| WHAT NEEDS TO BE DONE |
Leave out the pictures and transcribe everything else exactly.

| GIVEN DATA |
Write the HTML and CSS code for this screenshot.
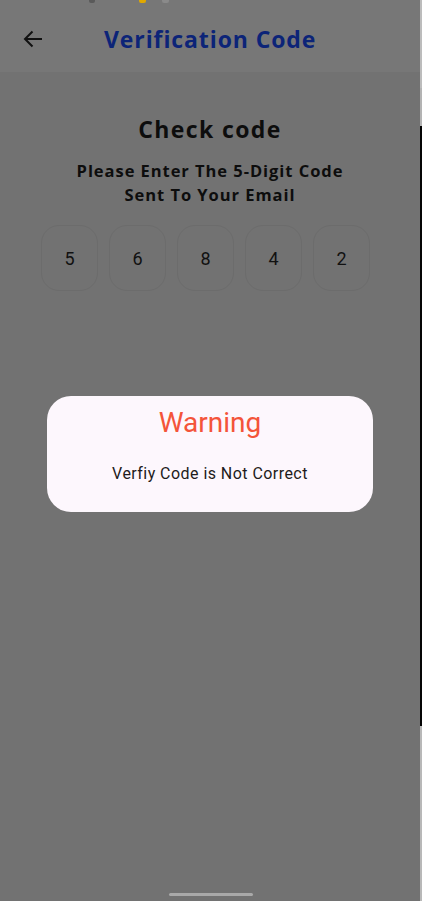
FILE: index.html
```html
<!DOCTYPE html>
<html lang="en">
<head>
<meta charset="utf-8">
<title>Verification Code</title>
<link rel="stylesheet" href="styles.css">
</head>
<body>
<div class="screen">
  <div class="main">
    <header class="appbar">
      <div class="status">
        <span class="st st-a"></span>
        <span class="st st-b"></span>
        <span class="st st-c"></span>
      </div>
      <button class="back" aria-label="Back">
        <svg width="20" height="18" viewBox="0 0 20 18"><path d="M19 9H2M9.5 1.5L2 9l7.5 7.5" fill="none" stroke="#111" stroke-width="2"/></svg>
      </button>
      <h1 class="title">Verification Code</h1>
    </header>
    <section class="content">
      <h2 class="heading">Check code</h2>
      <p class="sub">Please Enter The 5-Digit Code<br>Sent To Your Email</p>
      <div class="otp">
        <div class="box">5</div>
        <div class="box">6</div>
        <div class="box">8</div>
        <div class="box">4</div>
        <div class="box">2</div>
      </div>
    </section>
    <div class="home"></div>
  </div>
  <div class="edge">
    <div class="edge-top"></div>
    <div class="edge-dark"></div>
    <div class="edge-bottom"></div>
  </div>
  <div class="dialog">
    <div class="d-title">Warning</div>
    <div class="d-msg">Verfiy Code is Not Correct</div>
  </div>
</div>
</body>
</html>
```
FILE: styles.css
```css
* { box-sizing: border-box; }
html, body { margin: 0; padding: 0; }
body { background: #727272; width: 422px; height: 901px; overflow: hidden; }
.screen {
  position: relative;
  display: grid;
  grid-template-columns: 420px 2px;
  height: 901px;
}
.main {
  display: flex;
  flex-direction: column;
  height: 901px;
  background: #727272;
}
.appbar {
  position: relative;
  height: 72px;
  background: #777777;
  display: flex;
  align-items: center;
  padding: 6px 0 0 23px;
}
.status { position: absolute; top: 0; left: 0; right: 0; height: 4px; }
.st { position: absolute; top: 0; height: 3px; border-radius: 0 0 2px 2px; }
.st-a { left: 89px; width: 6px; background: #5a5a5a; }
.st-b { left: 139px; width: 7px; background: #e0a800; }
.st-c { left: 162px; width: 7px; background: #8a8a8a; }
.back {
  border: 0; background: none; padding: 0; margin: 0 0 0 0;
  width: 20px; height: 18px; display: flex;
}
.title {
  margin: 0 0 0 61px;
  font-family: "Open Sans", sans-serif;
  font-weight: 700;
  font-size: 23px;
  letter-spacing: 0.9px;
  color: #0c2478;
}
.content {
  flex: 1;
  display: flex;
  flex-direction: column;
  align-items: center;
  padding-top: 42px;
}
.heading {
  margin: 0;
  font-family: "Open Sans", sans-serif;
  font-weight: 700;
  font-size: 23px;
  line-height: 30px;
  letter-spacing: 1.4px;
  color: #0d0d0d;
}
.sub {
  margin: 15px 0 0;
  text-align: center;
  font-family: "Open Sans", sans-serif;
  font-weight: 700;
  font-size: 16.5px;
  line-height: 24px;
  letter-spacing: 0.95px;
  color: #0d0d0d;
}
.otp {
  margin: 18px 9px 0 0;
  display: flex;
  gap: 11px;
}
.box {
  width: 57px;
  height: 66px;
  border: 1px solid #6c6c6c;
  border-radius: 18px;
  display: flex;
  align-items: center;
  justify-content: center;
  font-family: Roboto, sans-serif;
  font-size: 18px;
  color: #111111;
}
.home {
  align-self: center;
  width: 84px;
  height: 3px;
  border-radius: 2px;
  background: #a9a9a9;
  margin: 0 0 5px 2px;
}
.edge { display: flex; flex-direction: column; }
.edge-top { height: 126px; background: #b3b3b3; box-shadow: inset 0 88px 0 #bcbcbc; }
.edge-dark { height: 600px; background: #050505; }
.edge-bottom { flex: 1; background: #b8b8b8; }
.dialog {
  position: absolute;
  left: 47px;
  top: 396px;
  width: 326px;
  height: 116px;
  background: #fdf7fd;
  border-radius: 24px;
  display: flex;
  flex-direction: column;
  align-items: center;
  padding-top: 9px;
}
.d-title {
  font-family: Roboto, sans-serif;
  font-size: 28px;
  line-height: 36px;
  color: #f4543a;
}
.d-msg {
  margin-top: 21px;
  font-family: Roboto, sans-serif;
  font-size: 16px;
  line-height: 24px;
  letter-spacing: 0.45px;
  color: #1d1b20;
}
```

| FINAL RESULT |
Write the HTML and CSS code for this screenshot.
FILE: index.html
```html
<!DOCTYPE html>
<html lang="en">
<head>
<meta charset="utf-8">
<title>Verification Code</title>
<link rel="stylesheet" href="styles.css">
</head>
<body>
<div class="screen">
  <div class="main">
    <header class="appbar">
      <div class="status">
        <span class="st st-a"></span>
        <span class="st st-b"></span>
        <span class="st st-c"></span>
      </div>
      <button class="back" aria-label="Back">
        <svg width="20" height="18" viewBox="0 0 20 18"><path d="M19 9H2M9.5 1.5L2 9l7.5 7.5" fill="none" stroke="#111" stroke-width="2"/></svg>
      </button>
      <h1 class="title">Verification Code</h1>
    </header>
    <section class="content">
      <h2 class="heading">Check code</h2>
      <p class="sub">Please Enter The 5-Digit Code<br>Sent To Your Email</p>
      <div class="otp">
        <div class="box">5</div>
        <div class="box">6</div>
        <div class="box">8</div>
        <div class="box">4</div>
        <div class="box">2</div>
      </div>
    </section>
    <div class="home"></div>
  </div>
  <div class="edge">
    <div class="edge-top"></div>
    <div class="edge-dark"></div>
    <div class="edge-bottom"></div>
  </div>
  <div class="dialog">
    <div class="d-title">Warning</div>
    <div class="d-msg">Verfiy Code is Not Correct</div>
  </div>
</div>
</body>
</html>
```
FILE: styles.css
```css
* { box-sizing: border-box; }
html, body { margin: 0; padding: 0; }
body { background: #727272; width: 422px; height: 901px; overflow: hidden; }
.screen {
  position: relative;
  display: grid;
  grid-template-columns: 420px 2px;
  height: 901px;
}
.main {
  display: flex;
  flex-direction: column;
  height: 901px;
  background: #727272;
}
.appbar {
  position: relative;
  height: 72px;
  background: #777777;
  display: flex;
  align-items: center;
  padding: 6px 0 0 23px;
}
.status { position: absolute; top: 0; left: 0; right: 0; height: 4px; }
.st { position: absolute; top: 0; height: 3px; border-radius: 0 0 2px 2px; }
.st-a { left: 89px; width: 6px; background: #5a5a5a; }
.st-b { left: 139px; width: 7px; background: #e0a800; }
.st-c { left: 162px; width: 7px; background: #8a8a8a; }
.back {
  border: 0; background: none; padding: 0; margin: 0 0 0 0;
  width: 20px; height: 18px; display: flex;
}
.title {
  margin: 0 0 0 61px;
  font-family: "Open Sans", sans-serif;
  font-weight: 700;
  font-size: 23px;
  letter-spacing: 0.9px;
  color: #0c2478;
}
.content {
  flex: 1;
  display: flex;
  flex-direction: column;
  align-items: center;
  padding-top: 42px;
}
.heading {
  margin: 0;
  font-family: "Open Sans", sans-serif;
  font-weight: 700;
  font-size: 23px;
  line-height: 30px;
  letter-spacing: 1.4px;
  color: #0d0d0d;
}
.sub {
  margin: 15px 0 0;
  text-align: center;
  font-family: "Open Sans", sans-serif;
  font-weight: 700;
  font-size: 16.5px;
  line-height: 24px;
  letter-spacing: 0.95px;
  color: #0d0d0d;
}
.otp {
  margin: 18px 9px 0 0;
  display: flex;
  gap: 11px;
}
.box {
  width: 57px;
  height: 66px;
  border: 1px solid #6c6c6c;
  border-radius: 18px;
  display: flex;
  align-items: center;
  justify-content: center;
  font-family: Roboto, sans-serif;
  font-size: 18px;
  color: #111111;
}
.home {
  align-self: center;
  width: 84px;
  height: 3px;
  border-radius: 2px;
  background: #a9a9a9;
  margin: 0 0 5px 2px;
}
.edge { display: flex; flex-direction: column; }
.edge-top { height: 126px; background: #b3b3b3; box-shadow: inset 0 88px 0 #bcbcbc; }
.edge-dark { height: 600px; background: #050505; }
.edge-bottom { flex: 1; background: #b8b8b8; }
.dialog {
  position: absolute;
  left: 47px;
  top: 396px;
  width: 326px;
  height: 116px;
  background: #fdf7fd;
  border-radius: 24px;
  display: flex;
  flex-direction: column;
  align-items: center;
  padding-top: 9px;
}
.d-title {
  font-family: Roboto, sans-serif;
  font-size: 28px;
  line-height: 36px;
  color: #f4543a;
}
.d-msg {
  margin-top: 21px;
  font-family: Roboto, sans-serif;
  font-size: 16px;
  line-height: 24px;
  letter-spacing: 0.45px;
  color: #1d1b20;
}
```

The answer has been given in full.